** Job **
Repeat, without any change, the entries presented below.

** Task material **
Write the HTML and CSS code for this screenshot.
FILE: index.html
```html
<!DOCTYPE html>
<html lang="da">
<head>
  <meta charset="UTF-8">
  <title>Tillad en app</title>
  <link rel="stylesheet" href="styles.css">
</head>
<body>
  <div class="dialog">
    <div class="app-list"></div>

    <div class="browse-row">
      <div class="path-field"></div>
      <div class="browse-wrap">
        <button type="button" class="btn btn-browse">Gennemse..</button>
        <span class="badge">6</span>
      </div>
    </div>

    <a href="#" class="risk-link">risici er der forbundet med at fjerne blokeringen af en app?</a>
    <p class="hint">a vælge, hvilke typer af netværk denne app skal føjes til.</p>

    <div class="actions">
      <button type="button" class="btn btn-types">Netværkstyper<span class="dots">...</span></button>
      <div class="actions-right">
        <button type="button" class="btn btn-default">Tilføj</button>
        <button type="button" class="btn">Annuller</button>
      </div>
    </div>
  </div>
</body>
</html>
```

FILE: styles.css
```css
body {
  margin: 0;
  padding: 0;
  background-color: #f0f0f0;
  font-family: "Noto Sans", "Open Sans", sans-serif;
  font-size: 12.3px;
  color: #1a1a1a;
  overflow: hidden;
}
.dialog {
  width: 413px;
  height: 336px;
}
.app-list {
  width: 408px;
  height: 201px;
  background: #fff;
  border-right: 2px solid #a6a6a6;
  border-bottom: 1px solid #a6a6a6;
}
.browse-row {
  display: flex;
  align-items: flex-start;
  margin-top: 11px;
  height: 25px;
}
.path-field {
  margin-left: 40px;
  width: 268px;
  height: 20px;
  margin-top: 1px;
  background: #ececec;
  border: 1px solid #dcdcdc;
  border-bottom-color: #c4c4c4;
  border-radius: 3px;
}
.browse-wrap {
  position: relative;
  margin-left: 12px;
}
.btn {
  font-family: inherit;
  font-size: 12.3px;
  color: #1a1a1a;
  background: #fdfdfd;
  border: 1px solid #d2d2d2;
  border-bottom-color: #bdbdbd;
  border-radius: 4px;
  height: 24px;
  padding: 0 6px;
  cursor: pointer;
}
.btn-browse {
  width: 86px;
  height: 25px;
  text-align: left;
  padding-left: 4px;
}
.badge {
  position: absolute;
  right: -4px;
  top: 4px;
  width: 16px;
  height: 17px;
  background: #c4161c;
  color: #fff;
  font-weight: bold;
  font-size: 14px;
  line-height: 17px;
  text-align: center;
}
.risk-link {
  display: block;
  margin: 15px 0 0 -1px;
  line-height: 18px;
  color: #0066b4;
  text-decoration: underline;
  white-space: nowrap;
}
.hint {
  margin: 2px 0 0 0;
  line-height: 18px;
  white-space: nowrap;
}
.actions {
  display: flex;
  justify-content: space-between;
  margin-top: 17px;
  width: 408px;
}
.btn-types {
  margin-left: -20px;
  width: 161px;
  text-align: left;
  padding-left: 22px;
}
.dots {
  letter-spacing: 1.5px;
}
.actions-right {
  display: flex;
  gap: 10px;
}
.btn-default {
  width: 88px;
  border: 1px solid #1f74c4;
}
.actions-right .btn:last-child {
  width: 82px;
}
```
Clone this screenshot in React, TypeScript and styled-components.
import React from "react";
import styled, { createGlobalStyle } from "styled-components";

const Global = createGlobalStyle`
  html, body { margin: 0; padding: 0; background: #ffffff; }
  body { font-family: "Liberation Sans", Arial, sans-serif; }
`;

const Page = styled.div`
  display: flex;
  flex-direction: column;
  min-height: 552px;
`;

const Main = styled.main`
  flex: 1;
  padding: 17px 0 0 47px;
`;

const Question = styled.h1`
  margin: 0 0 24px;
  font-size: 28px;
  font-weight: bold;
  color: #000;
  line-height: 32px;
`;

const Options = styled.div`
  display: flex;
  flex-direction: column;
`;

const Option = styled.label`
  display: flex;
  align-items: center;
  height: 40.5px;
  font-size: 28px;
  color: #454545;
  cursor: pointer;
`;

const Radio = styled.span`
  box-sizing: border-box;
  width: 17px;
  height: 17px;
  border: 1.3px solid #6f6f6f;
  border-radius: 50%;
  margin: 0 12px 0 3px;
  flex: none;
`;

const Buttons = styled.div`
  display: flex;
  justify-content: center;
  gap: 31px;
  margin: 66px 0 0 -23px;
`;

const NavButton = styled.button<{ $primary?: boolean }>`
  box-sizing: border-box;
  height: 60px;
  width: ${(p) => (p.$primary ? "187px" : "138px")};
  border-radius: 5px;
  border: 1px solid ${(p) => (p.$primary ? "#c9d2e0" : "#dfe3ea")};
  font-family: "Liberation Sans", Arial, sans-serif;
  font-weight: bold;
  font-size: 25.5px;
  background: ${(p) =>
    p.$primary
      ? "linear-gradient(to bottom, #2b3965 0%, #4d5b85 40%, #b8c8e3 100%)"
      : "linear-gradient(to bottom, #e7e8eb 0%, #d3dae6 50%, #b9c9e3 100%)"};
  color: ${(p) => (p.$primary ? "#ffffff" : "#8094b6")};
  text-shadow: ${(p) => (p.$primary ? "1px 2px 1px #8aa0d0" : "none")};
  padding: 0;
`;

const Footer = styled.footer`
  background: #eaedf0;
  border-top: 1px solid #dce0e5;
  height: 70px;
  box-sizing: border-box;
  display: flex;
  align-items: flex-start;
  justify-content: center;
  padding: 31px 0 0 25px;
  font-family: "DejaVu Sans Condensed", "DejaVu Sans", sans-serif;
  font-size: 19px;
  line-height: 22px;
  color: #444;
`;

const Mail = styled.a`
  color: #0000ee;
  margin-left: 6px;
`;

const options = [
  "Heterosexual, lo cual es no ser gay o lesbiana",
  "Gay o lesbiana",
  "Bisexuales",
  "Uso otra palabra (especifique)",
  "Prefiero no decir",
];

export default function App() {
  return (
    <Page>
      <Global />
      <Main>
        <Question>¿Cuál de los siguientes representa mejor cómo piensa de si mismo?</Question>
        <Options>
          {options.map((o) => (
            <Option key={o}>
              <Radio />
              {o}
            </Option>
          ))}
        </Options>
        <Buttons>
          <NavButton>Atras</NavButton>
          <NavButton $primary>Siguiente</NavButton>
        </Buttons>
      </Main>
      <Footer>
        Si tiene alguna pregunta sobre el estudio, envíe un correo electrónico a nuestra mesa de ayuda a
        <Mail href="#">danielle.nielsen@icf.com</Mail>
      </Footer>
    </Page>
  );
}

** Result of the exercise **
Write the HTML and CSS code for this screenshot.
FILE: index.html
```html
<!DOCTYPE html>
<html lang="da">
<head>
  <meta charset="UTF-8">
  <title>Tillad en app</title>
  <link rel="stylesheet" href="styles.css">
</head>
<body>
  <div class="dialog">
    <div class="app-list"></div>

    <div class="browse-row">
      <div class="path-field"></div>
      <div class="browse-wrap">
        <button type="button" class="btn btn-browse">Gennemse..</button>
        <span class="badge">6</span>
      </div>
    </div>

    <a href="#" class="risk-link">risici er der forbundet med at fjerne blokeringen af en app?</a>
    <p class="hint">a vælge, hvilke typer af netværk denne app skal føjes til.</p>

    <div class="actions">
      <button type="button" class="btn btn-types">Netværkstyper<span class="dots">...</span></button>
      <div class="actions-right">
        <button type="button" class="btn btn-default">Tilføj</button>
        <button type="button" class="btn">Annuller</button>
      </div>
    </div>
  </div>
</body>
</html>
```

FILE: styles.css
```css
body {
  margin: 0;
  padding: 0;
  background-color: #f0f0f0;
  font-family: "Noto Sans", "Open Sans", sans-serif;
  font-size: 12.3px;
  color: #1a1a1a;
  overflow: hidden;
}
.dialog {
  width: 413px;
  height: 336px;
}
.app-list {
  width: 408px;
  height: 201px;
  background: #fff;
  border-right: 2px solid #a6a6a6;
  border-bottom: 1px solid #a6a6a6;
}
.browse-row {
  display: flex;
  align-items: flex-start;
  margin-top: 11px;
  height: 25px;
}
.path-field {
  margin-left: 40px;
  width: 268px;
  height: 20px;
  margin-top: 1px;
  background: #ececec;
  border: 1px solid #dcdcdc;
  border-bottom-color: #c4c4c4;
  border-radius: 3px;
}
.browse-wrap {
  position: relative;
  margin-left: 12px;
}
.btn {
  font-family: inherit;
  font-size: 12.3px;
  color: #1a1a1a;
  background: #fdfdfd;
  border: 1px solid #d2d2d2;
  border-bottom-color: #bdbdbd;
  border-radius: 4px;
  height: 24px;
  padding: 0 6px;
  cursor: pointer;
}
.btn-browse {
  width: 86px;
  height: 25px;
  text-align: left;
  padding-left: 4px;
}
.badge {
  position: absolute;
  right: -4px;
  top: 4px;
  width: 16px;
  height: 17px;
  background: #c4161c;
  color: #fff;
  font-weight: bold;
  font-size: 14px;
  line-height: 17px;
  text-align: center;
}
.risk-link {
  display: block;
  margin: 15px 0 0 -1px;
  line-height: 18px;
  color: #0066b4;
  text-decoration: underline;
  white-space: nowrap;
}
.hint {
  margin: 2px 0 0 0;
  line-height: 18px;
  white-space: nowrap;
}
.actions {
  display: flex;
  justify-content: space-between;
  margin-top: 17px;
  width: 408px;
}
.btn-types {
  margin-left: -20px;
  width: 161px;
  text-align: left;
  padding-left: 22px;
}
.dots {
  letter-spacing: 1.5px;
}
.actions-right {
  display: flex;
  gap: 10px;
}
.btn-default {
  width: 88px;
  border: 1px solid #1f74c4;
}
.actions-right .btn:last-child {
  width: 82px;
}
```
Clone this screenshot in React, TypeScript and styled-components.
import React from "react";
import styled, { createGlobalStyle } from "styled-components";

const Global = createGlobalStyle`
  html, body { margin: 0; padding: 0; background: #ffffff; }
  body { font-family: "Liberation Sans", Arial, sans-serif; }
`;

const Page = styled.div`
  display: flex;
  flex-direction: column;
  min-height: 552px;
`;

const Main = styled.main`
  flex: 1;
  padding: 17px 0 0 47px;
`;

const Question = styled.h1`
  margin: 0 0 24px;
  font-size: 28px;
  font-weight: bold;
  color: #000;
  line-height: 32px;
`;

const Options = styled.div`
  display: flex;
  flex-direction: column;
`;

const Option = styled.label`
  display: flex;
  align-items: center;
  height: 40.5px;
  font-size: 28px;
  color: #454545;
  cursor: pointer;
`;

const Radio = styled.span`
  box-sizing: border-box;
  width: 17px;
  height: 17px;
  border: 1.3px solid #6f6f6f;
  border-radius: 50%;
  margin: 0 12px 0 3px;
  flex: none;
`;

const Buttons = styled.div`
  display: flex;
  justify-content: center;
  gap: 31px;
  margin: 66px 0 0 -23px;
`;

const NavButton = styled.button<{ $primary?: boolean }>`
  box-sizing: border-box;
  height: 60px;
  width: ${(p) => (p.$primary ? "187px" : "138px")};
  border-radius: 5px;
  border: 1px solid ${(p) => (p.$primary ? "#c9d2e0" : "#dfe3ea")};
  font-family: "Liberation Sans", Arial, sans-serif;
  font-weight: bold;
  font-size: 25.5px;
  background: ${(p) =>
    p.$primary
      ? "linear-gradient(to bottom, #2b3965 0%, #4d5b85 40%, #b8c8e3 100%)"
      : "linear-gradient(to bottom, #e7e8eb 0%, #d3dae6 50%, #b9c9e3 100%)"};
  color: ${(p) => (p.$primary ? "#ffffff" : "#8094b6")};
  text-shadow: ${(p) => (p.$primary ? "1px 2px 1px #8aa0d0" : "none")};
  padding: 0;
`;

const Footer = styled.footer`
  background: #eaedf0;
  border-top: 1px solid #dce0e5;
  height: 70px;
  box-sizing: border-box;
  display: flex;
  align-items: flex-start;
  justify-content: center;
  padding: 31px 0 0 25px;
  font-family: "DejaVu Sans Condensed", "DejaVu Sans", sans-serif;
  font-size: 19px;
  line-height: 22px;
  color: #444;
`;

const Mail = styled.a`
  color: #0000ee;
  margin-left: 6px;
`;

const options = [
  "Heterosexual, lo cual es no ser gay o lesbiana",
  "Gay o lesbiana",
  "Bisexuales",
  "Uso otra palabra (especifique)",
  "Prefiero no decir",
];

export default function App() {
  return (
    <Page>
      <Global />
      <Main>
        <Question>¿Cuál de los siguientes representa mejor cómo piensa de si mismo?</Question>
        <Options>
          {options.map((o) => (
            <Option key={o}>
              <Radio />
              {o}
            </Option>
          ))}
        </Options>
        <Buttons>
          <NavButton>Atras</NavButton>
          <NavButton $primary>Siguiente</NavButton>
        </Buttons>
      </Main>
      <Footer>
        Si tiene alguna pregunta sobre el estudio, envíe un correo electrónico a nuestra mesa de ayuda a
        <Mail href="#">danielle.nielsen@icf.com</Mail>
      </Footer>
    </Page>
  );
}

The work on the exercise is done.